Saltó en el teléfono móvil como un disparo el mensaje de Ramón Lluís Bande que resquebrajó la tarde: «Compañeru, acaba de morrer Xuanín». El tiempo que se para, la respiración cortándose ―el manotazo duro, el golpe helado― y mi respuesta, que era una pregunta innecesaria, porque ni para Ramón ni para mí existía otra persona sobre la tierra a la que nos refiriéramos de ese modo, pero también imprescindible, por ese anhelo de que la verdad no fuera cierta―el hachazo invisible y homicida―, de que su aviso obedeciera a un malentendido, de que no perturbara la fatalidad los estertores de julio: «¿Qué Xuanín?». Y por último la confirmación odiosa, la puñalada en el alma, el frío que perfora la entraña del verano, la pena y la sombra que se ciernen, la mirada que se empaña y la memoria que emprende un viaje hacia un pasado que es de repente abismo.
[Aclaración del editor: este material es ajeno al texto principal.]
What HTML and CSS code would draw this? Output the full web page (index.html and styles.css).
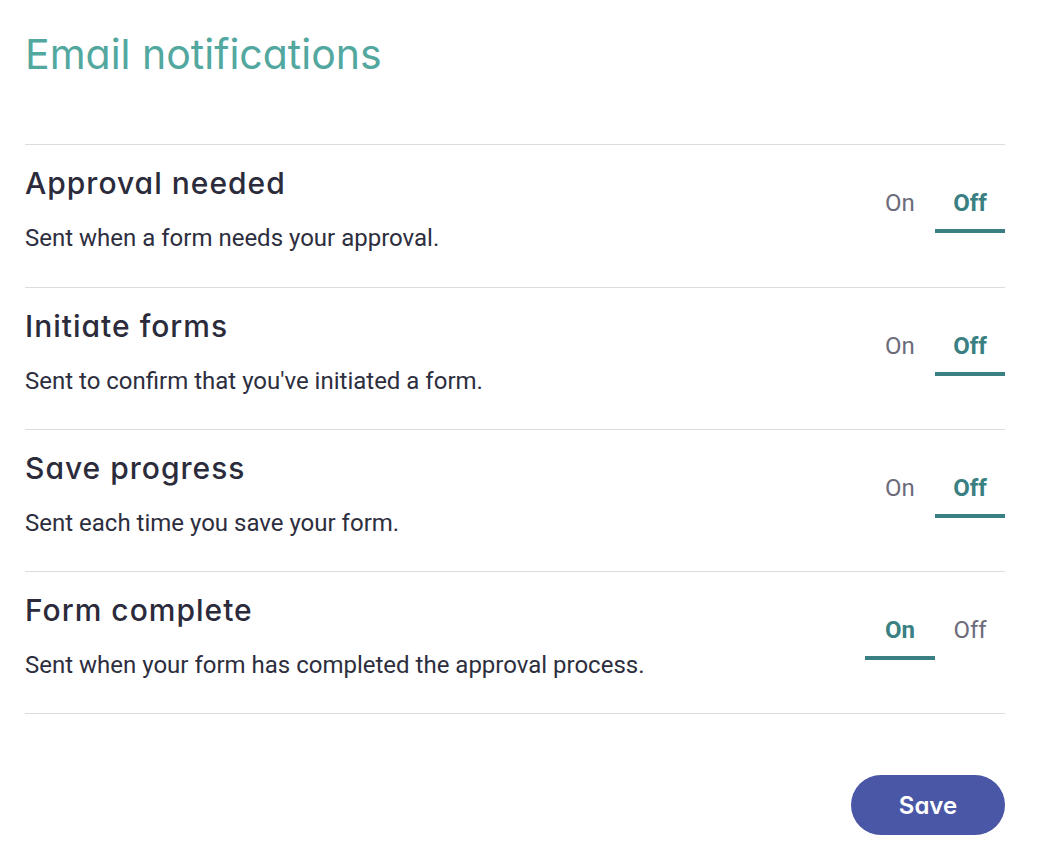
FILE: index.html
```html
<!DOCTYPE html>
<html lang="en">
<head>
<meta charset="utf-8">
<title>Email notifications</title>
<link rel="stylesheet" href="styles.css">
</head>
<body>
<main class="page">
  <h1 class="page-title">Email notifications</h1>
  <ul class="list">
    <li class="row">
      <div class="row-text">
        <h2 class="row-title">Approval needed</h2>
        <p class="row-desc">Sent when a form needs your approval.</p>
      </div>
      <div class="toggle">
        <span class="tab">On</span>
        <span class="tab active">Off</span>
      </div>
    </li>
    <li class="row">
      <div class="row-text">
        <h2 class="row-title">Initiate forms</h2>
        <p class="row-desc">Sent to confirm that you've initiated a form.</p>
      </div>
      <div class="toggle">
        <span class="tab">On</span>
        <span class="tab active">Off</span>
      </div>
    </li>
    <li class="row">
      <div class="row-text">
        <h2 class="row-title">Save progress</h2>
        <p class="row-desc">Sent each time you save your form.</p>
      </div>
      <div class="toggle">
        <span class="tab">On</span>
        <span class="tab active">Off</span>
      </div>
    </li>
    <li class="row">
      <div class="row-text">
        <h2 class="row-title">Form complete</h2>
        <p class="row-desc">Sent when your form has completed the approval process.</p>
      </div>
      <div class="toggle">
        <span class="tab active">On</span>
        <span class="tab">Off</span>
      </div>
    </li>
  </ul>
  <div class="actions">
    <button class="save-btn" type="button">Save</button>
  </div>
</main>
</body>
</html>
```
FILE: styles.css
```css
* { box-sizing: border-box; }
html, body { margin: 0; padding: 0; background: #ffffff; }
body { font-family: Roboto, "Liberation Sans", sans-serif; }

.page {
  width: 1005px;
  padding-left: 25px;
}

.page-title {
  margin: 30px 0 66px;
  font-family: Inter, "Liberation Sans", sans-serif;
  font-feature-settings: "cv11" 1;
  font-weight: 400;
  font-size: 41px;
  line-height: 48px;
  color: #52a89f;
}

.list {
  list-style: none;
  margin: 0;
  padding: 0;
  border-bottom: 1px solid #dcdcdf;
}

.row {
  display: flex;
  justify-content: space-between;
  align-items: flex-start;
  height: 142px;
  padding-top: 20px;
  border-top: 1px solid #dcdcdf;
}

.row:first-child {
  height: 143px;
}

.row-title {
  margin: 0;
  font-family: Inter, "Liberation Sans", sans-serif;
  font-feature-settings: "cv11" 1;
  font-weight: 500;
  font-size: 30px;
  line-height: 36px;
  letter-spacing: 1px;
  color: #2b2b3b;
}

.row-desc {
  margin: 23px 0 0;
  font-size: 24px;
  line-height: 28px;
  color: #2d2e3e;
}

.toggle {
  display: flex;
  margin-top: 24px;
}

.tab {
  width: 70px;
  text-align: center;
  font-size: 24px;
  line-height: 28px;
  padding-bottom: 12px;
  color: #6c6b7a;
  border-bottom: 4px solid transparent;
}

.tab.active {
  font-weight: 700;
  color: #3a7f81;
  border-bottom-color: #3a7f81;
}

.actions {
  display: flex;
  justify-content: flex-end;
  margin-top: 61px;
}

.save-btn {
  width: 154px;
  height: 60px;
  border: none;
  border-radius: 30px;
  background: #4a56a6;
  color: #ffffff;
  font-family: Inter, "Liberation Sans", sans-serif;
  font-feature-settings: "cv11" 1;
  font-weight: 600;
  font-size: 24px;
  padding: 0;
  cursor: pointer;
}
```
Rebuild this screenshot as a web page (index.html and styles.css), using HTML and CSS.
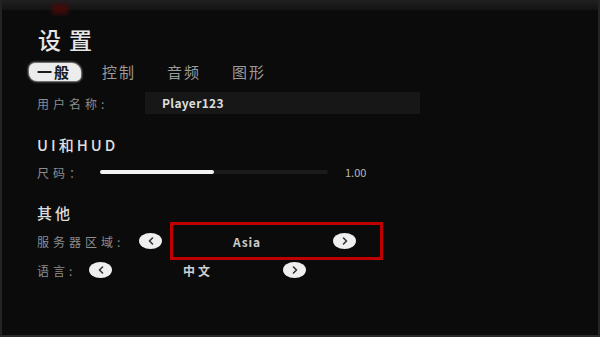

Y mientras ocurría todo eso y se iba tejiendo esa amistad a lo largo y a lo ancho, yo lo iba leyendo entre la maravilla y el asombro, porque en prosa y en verso fue un escritor con una capacidad inverosímil para fijar en las palabras el devenir del tiempo. Enemigo de los dogmas, refutador de las certezas, construía en sus poemas y sus narraciones un mundo propio e intransferible que hundía sus raíces en suelos ancestrales y elevaba sus ramajes hasta alturas donde la fabulación se avecindaba en las lindes del recuerdo. Construyó a partir de las cuarenta y dos casas del pueblo donde había nacido un relato universal en el que encontraba cabida la humanidad entera, y a él tenemos que agradecer, en muchísima medida, que no pudieran enterrar a la lengua asturiana los muchos que la quisieron dar por muerta. Tanto su idioma materno como en español escribió libros memorables, páginas que perdurarán y se seguirán leyendo cuando ya nos hayamos ido todos con la música a otra parte, porque ni envejecerán ni serán ceniza y persistirá en ellos el latido eterno de esas verdades que sólo afloran cuando la verdad se hermana con la fábula y la hondura acierta a expresarse con las palabras sencillas de la calle, cuando al nombrar una tierra esa tierra se inventa y al inventarla se descubre, y en ese proceso adquieren un relieve nuevo los contornos de las cosas y se esmera la vista en busca de horizontes que antes ni siquiera poblaban los dominios del presagio.
Lo vi por última vez hace unos pocos días en la Semana Negra ―el mismo festival en el que nos conocimos: él se habría sacado de la manga un excelso merodeo circular en torno a eso― y, como siempre, nos reímos juntos y le recordé que tenía pendiente cumplir la promesa que me hizo cuando, el mismo día en que me instalé en Madrid, me llamó desde el coche en el que iba viajando junto a Sonia para felicitarme ―«cuánto me presta, nenu»― y quedó en avisarme para tomar algo cuando viniera por la ciudad con tiempo. No hay aladas almas de las rosas ni almendros de nata que aplaquen el dolor de esta pérdida. La amistad derriba barreras, pero también levanta pudores absurdos, sobreentendidos inútiles que sólo sirven para frenar la sinceridad. Por eso ahora me arrepiento de no haberle dicho nunca cuánto lo admiraba, todo lo que apreciaba su calor y su aliento y su complicidad, de qué manera me acompañaron y reconfortaron sus escritos, cómo he perdido la cuenta de las veces que he leído y releído su «Poema inacabáu» o aquel encuentro suyo con el pastor del Mulleirosu. Lo mucho que le agradezco que me descubriera que también es mío ese país donde el mundo se llama Zarréu, Grandiel.la, Picu la Mouta, Paniceiros.